No city or country is the center of the universe nor the world. Seems obvious, I know, but what I warn against is not this statement but the thinking behind it. It’s the kind of thinking that goes beyond patriotism and enters into the state of mind that says that your way is the best way and others would do well to follow it. It’s the kind of thinking that results in Romans imposing their ways on tribes through oppression, Europeans forcing Catholicism and European lifestyles on Mexican and South American natives through violence, Pioneers requiring North American natives to attend their European-style schools in order to learn the “civilized” way of life.

Such thinking is also closely connected with the opposition to difference. Our way is best. Your way is different than mine so it’s not as good, and for you to be in the right [and therefore fully acceptable to me], you must change your ways to mine.

I’ve seen it firsthand a hundred times.

“Wow. Somebody needs to come to this country and teach them about fashion.”

“Why do they eat so late here? Our eating schedule back home makes way more sense.”

“Salty breakfast foods? I’ll pass….”

“If they want to be here, they should learn our language. I don’t care if they’re just visiting or staying.”

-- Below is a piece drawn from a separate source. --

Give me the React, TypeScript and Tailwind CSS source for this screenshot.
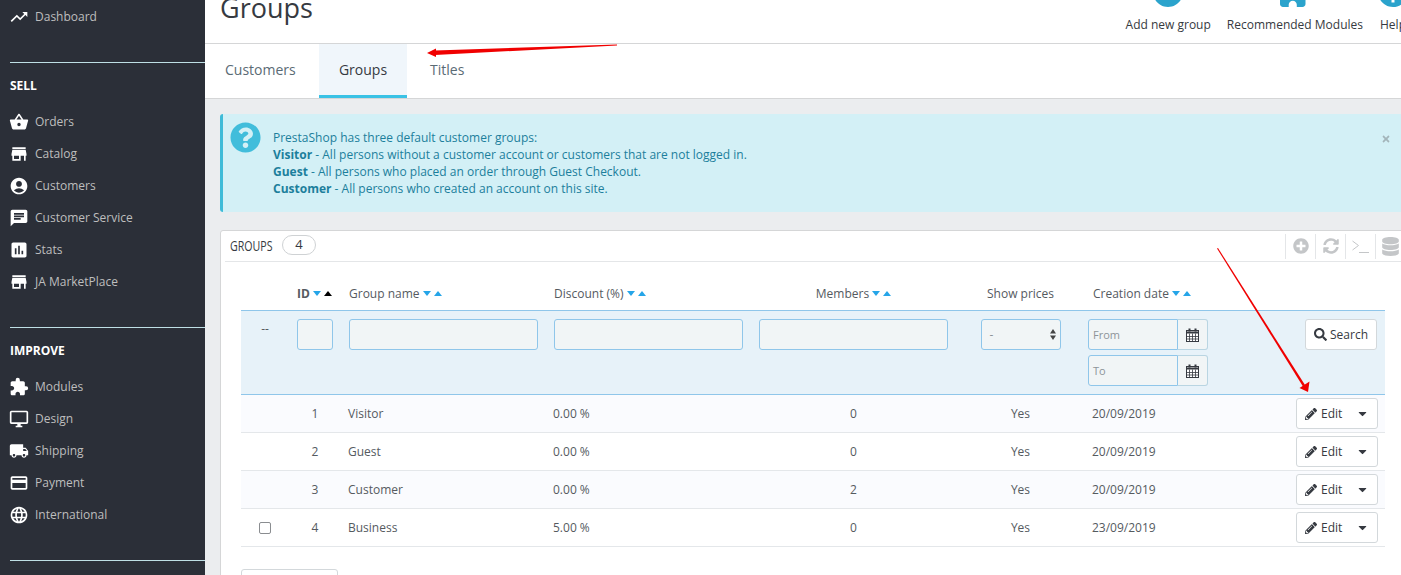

All statements I’ve heard in different countries.

And we wonder why we have such a problem with prejudice. It’s fine to have a preference. I have my favorite places, traditions, habits, foods, languages, but that doesn’t meant they’re the best. And if someone comes along who acts or thinks or speaks differently, then I don’t have a problem with it.

I don’t claim any one place the center of anything. Jesus himself said to the Samaritan woman that soon people would worship him not on the Samaritan’s mountain nor in the Jew’s temple, but everywhere (John 4:21). So that debunks the spiritual aspect of the lady’s comment.

I don’t know what the Rodeo lady’s agenda was. Maybe she just meant to be patriotic. But I nonetheless warn against the thoughts that can potentially underly such statements, and the power such words can obtain if repeated often enough.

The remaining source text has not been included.